L'altro giorno mi trovavo con un amico all'interno di un gigantesco Toys Center per scegliere un regalo per la figlia di un'amica comune, la piccola Mahya. Il reparto dei giochi per le bimbe in realtà sembrava l'area elettrodomestici e cura della casa di un centro commerciale: forni, cucine, ferri e assi da stiro, carrelli per le pulizie con tanto di scope e stracci, lucidatrici e aspirapolvere funzionanti, come reca orgogliosa la scritta sulle confezioni.
Insomma, siamo nel 2010 ma a quanto pare le bambine vengono ancora socializzate attraverso i giochi al ruolo di mamma, cuoca e pulisci pavimenti. Poi però, per fortuna, arriva il progresso: dopo i dieci anni, abbandonati i giochi dell'infanzia, le piccole possono emanciparsi assorbendo gli edificanti esempi televisivi, che ritraggono le donne come oggetti ornamentali impegnati nella raffinata arte di mostrare il culo affianco a dei presentatori maschi incravattati.
Ai bambini, bisogna riconoscerlo, continua ad andare molto meglio. Non solo da piccoli possono sbizzarrirsi tra macchinine, gru, robot e astronavi, ma poi, una volta cresciuti, sono soggetti a influenze meno distruttive.
In effetti sono anni che si critica il modello del calciatore e della velina, proposto dalla televisione come fulgido esempio di successo e di realizzazione personale per ragazzi e ragazze. Ma non ci si è mai soffermati abbastanza nel fare le debite distinzioni tra quello che è il ruolo di un campione sportivo e quello, molto più povero, di una qualunque soubrette del piccolo schermo.
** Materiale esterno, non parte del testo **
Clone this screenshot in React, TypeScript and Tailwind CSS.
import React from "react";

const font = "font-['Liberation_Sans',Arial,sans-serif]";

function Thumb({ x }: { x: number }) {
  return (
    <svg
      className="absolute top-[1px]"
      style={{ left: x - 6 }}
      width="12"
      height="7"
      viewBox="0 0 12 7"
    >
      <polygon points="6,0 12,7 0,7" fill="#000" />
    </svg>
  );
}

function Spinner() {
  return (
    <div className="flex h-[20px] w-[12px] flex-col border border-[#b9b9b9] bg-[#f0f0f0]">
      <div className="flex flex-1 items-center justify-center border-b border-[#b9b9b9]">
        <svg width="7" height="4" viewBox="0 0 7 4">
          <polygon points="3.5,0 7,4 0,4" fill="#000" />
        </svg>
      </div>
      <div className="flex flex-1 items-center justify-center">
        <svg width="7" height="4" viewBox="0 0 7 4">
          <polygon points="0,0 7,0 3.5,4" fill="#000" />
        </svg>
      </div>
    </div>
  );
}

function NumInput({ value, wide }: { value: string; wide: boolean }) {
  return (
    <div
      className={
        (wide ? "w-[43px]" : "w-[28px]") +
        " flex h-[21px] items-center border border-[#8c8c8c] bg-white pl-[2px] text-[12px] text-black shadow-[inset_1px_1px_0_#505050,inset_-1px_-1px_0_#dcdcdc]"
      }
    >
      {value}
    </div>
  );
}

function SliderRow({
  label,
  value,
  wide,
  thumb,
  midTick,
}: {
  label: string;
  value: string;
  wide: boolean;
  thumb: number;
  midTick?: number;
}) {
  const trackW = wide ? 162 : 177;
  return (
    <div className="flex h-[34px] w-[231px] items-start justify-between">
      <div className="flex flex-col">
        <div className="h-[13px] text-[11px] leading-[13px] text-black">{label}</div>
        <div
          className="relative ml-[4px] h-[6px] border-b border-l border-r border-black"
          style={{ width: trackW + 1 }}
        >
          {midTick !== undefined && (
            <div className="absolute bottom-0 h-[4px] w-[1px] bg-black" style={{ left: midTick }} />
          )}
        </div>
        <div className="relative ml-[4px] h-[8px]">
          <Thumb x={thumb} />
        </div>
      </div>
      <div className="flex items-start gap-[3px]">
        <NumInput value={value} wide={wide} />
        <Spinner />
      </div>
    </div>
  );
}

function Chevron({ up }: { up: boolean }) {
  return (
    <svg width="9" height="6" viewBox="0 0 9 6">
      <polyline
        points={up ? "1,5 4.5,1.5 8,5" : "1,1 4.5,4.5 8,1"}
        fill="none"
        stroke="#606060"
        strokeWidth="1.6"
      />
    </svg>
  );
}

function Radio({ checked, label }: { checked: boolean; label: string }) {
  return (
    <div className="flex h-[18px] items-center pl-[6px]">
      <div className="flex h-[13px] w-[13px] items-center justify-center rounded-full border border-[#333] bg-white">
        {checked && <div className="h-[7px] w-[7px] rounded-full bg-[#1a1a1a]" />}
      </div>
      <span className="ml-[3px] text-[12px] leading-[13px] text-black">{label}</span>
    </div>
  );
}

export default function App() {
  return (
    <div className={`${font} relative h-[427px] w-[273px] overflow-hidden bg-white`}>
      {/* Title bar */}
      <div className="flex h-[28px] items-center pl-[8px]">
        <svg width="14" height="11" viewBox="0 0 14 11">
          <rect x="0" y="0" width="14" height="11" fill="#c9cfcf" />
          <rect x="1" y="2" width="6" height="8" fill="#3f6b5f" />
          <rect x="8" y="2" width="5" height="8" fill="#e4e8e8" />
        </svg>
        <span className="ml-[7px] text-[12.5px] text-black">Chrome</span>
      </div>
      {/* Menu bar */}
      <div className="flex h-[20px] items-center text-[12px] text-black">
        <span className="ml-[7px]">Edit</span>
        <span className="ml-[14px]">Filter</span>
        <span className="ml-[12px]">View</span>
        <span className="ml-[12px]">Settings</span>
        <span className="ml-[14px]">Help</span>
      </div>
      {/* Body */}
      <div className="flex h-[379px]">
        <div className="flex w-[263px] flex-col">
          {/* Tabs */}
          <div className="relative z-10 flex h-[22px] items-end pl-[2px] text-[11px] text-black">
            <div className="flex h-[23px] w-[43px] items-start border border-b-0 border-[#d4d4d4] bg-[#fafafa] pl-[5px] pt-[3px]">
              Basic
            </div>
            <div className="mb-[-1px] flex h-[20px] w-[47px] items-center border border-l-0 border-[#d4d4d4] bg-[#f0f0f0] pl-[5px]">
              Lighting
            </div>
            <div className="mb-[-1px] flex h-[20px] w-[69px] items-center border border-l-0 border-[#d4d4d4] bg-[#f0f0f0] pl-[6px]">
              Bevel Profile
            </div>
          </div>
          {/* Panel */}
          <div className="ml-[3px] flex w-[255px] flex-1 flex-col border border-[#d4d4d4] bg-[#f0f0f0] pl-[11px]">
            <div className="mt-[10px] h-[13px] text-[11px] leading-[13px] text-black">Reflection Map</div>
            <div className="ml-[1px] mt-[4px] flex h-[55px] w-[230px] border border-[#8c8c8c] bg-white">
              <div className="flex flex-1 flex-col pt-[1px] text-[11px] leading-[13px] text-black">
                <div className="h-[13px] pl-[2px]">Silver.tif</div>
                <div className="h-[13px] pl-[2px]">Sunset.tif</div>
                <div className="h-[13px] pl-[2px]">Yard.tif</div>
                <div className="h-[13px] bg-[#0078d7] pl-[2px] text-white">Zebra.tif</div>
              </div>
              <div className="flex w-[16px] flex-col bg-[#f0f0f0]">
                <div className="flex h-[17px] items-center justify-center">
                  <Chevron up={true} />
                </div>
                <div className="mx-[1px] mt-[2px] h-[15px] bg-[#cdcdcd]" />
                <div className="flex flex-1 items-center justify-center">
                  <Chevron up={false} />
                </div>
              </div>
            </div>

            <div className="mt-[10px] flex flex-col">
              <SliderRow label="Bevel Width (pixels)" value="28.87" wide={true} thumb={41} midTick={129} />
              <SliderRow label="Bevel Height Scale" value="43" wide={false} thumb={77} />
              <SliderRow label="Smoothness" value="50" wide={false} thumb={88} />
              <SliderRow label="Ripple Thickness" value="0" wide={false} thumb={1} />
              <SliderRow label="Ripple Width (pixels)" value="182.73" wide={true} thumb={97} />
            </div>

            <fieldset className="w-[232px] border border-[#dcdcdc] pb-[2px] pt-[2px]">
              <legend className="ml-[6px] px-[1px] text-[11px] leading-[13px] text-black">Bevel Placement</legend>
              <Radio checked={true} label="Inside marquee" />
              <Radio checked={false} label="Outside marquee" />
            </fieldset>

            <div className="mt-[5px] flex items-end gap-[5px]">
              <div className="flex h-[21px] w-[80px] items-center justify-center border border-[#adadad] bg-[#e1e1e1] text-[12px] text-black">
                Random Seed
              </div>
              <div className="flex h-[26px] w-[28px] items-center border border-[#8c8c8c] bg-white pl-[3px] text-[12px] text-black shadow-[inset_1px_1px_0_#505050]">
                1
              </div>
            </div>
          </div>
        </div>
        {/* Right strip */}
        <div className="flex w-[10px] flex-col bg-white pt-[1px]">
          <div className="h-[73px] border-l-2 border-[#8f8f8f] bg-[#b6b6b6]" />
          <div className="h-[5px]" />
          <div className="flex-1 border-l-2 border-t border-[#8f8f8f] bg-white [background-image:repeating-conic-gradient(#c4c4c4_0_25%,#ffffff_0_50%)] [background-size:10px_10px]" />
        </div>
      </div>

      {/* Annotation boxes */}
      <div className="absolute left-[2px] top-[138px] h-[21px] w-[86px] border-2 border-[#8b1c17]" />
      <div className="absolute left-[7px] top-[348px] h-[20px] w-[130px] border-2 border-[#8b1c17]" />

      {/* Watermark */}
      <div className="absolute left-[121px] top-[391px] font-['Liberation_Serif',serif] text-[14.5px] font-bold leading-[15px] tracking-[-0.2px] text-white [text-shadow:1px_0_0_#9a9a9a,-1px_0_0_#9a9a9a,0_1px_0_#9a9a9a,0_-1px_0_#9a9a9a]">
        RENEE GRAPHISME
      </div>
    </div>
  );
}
Per riuscire nello sport ci vuole fatica, impegno, passione, perseveranza e soprattutto non si può bluffare: nessuna raccomandazione ti potrà mai far giocare nella Juventus se sei una pippa. Certo i media spesso tendono a mettere in evidenza gli aspetti più materiali legati al successo calcistico, ma avere come sogno quello di sfondare in un gioco che appassiona milioni di persone, che richiede sacrifici ed entusiasmo, che diverte e fa divertire, non mi pare così negativo.
Di sicuro non lo è quanto il ben più misero e modesto sogno – e già la parola stona terribilmente – di diventare velina. Perché qua il modello proposto è tutto incentrato sull'apparenza, sulla gradevolezza estetica e la subalternità all'altro sesso. Educate al culto della bellezza in formato televisivo, le ragazzine d'oggi sono portate necessariamente a pensare che per avere successo serva solo un bel corpo – magari da ritoccare con la chirurgia estetica – e una buona dose di disinibizione e cinismo. Perché se nessun compromesso ti potrà mai far diventare un campione di calcio, è risaputo che frequentare i giusti letti può invece risultare utilissimo per conquistare la particina giusta nello show business.
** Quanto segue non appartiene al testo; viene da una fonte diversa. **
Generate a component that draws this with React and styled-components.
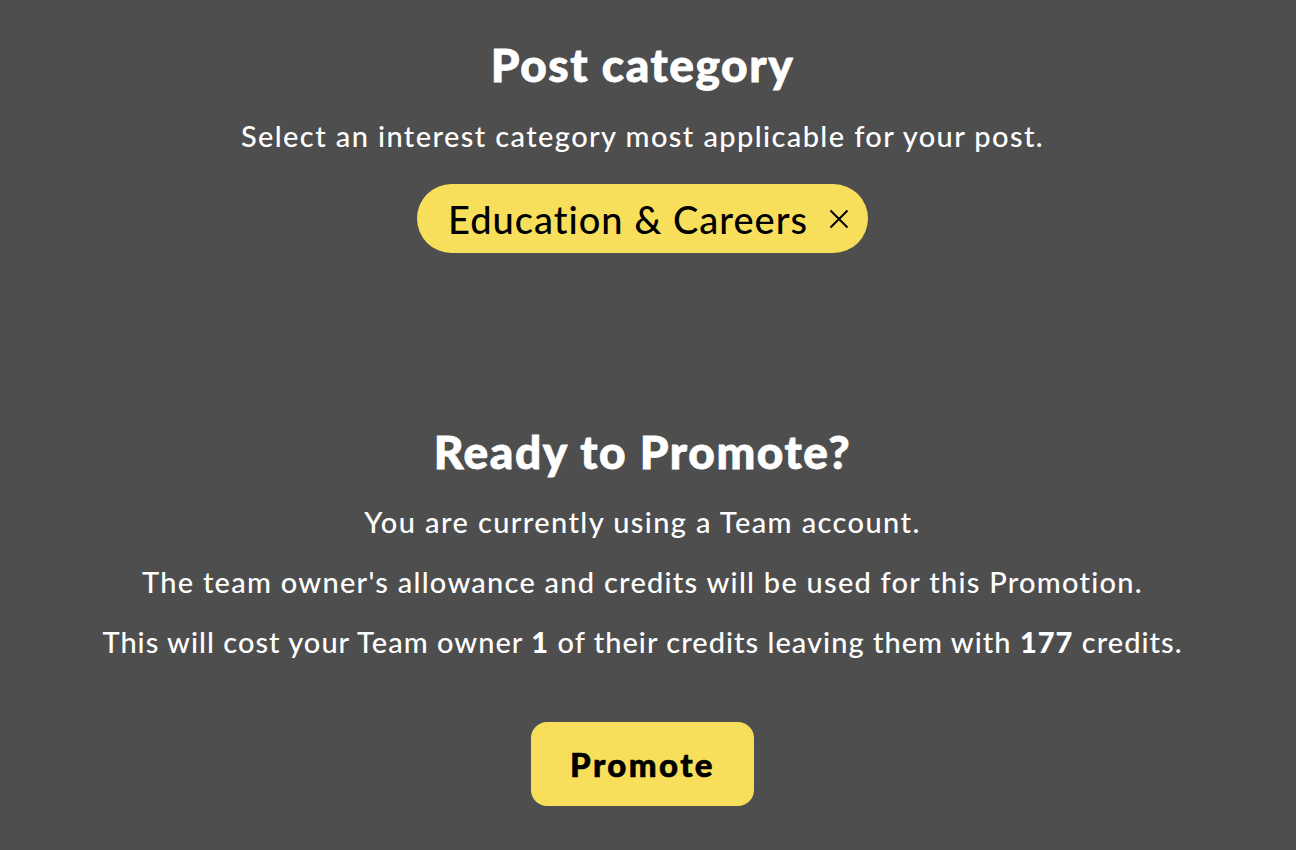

In questi giorni, su Eurosport, va in onda lo spettacolo dei campionati australiani di tennis. I migliori giocatori del mondo si sfidano in una bellissima e civile cornice di pubblico. Tra di loro ci sono anche le ragazze, seguite e pagate quanto i loro colleghi maschi. Sono belle, sexy, ricche e si sono impegnate, con passione e sacrifici, per riuscire in un gioco che appassiona da anni mezzo mondo. Ecco, se alla tivù vedessimo meno spettacolini dementi e finti telegiornali satirici, se ci fosse più Maria Sharapova (o la nostra Flavia Pennetta) e meno Belen Rodriguez, non sarebbe male per le nostre figlie. E ovviamente altrettanto dicasi per il basket, la pallavolo e tutti gli altri sport. Calcio femminile compreso, perché no?
(In alto a sinistra: Flavia Pennetta nelle insolite vesti di modella. A destra: Maria Sharapova impegnata sul campo da tennis).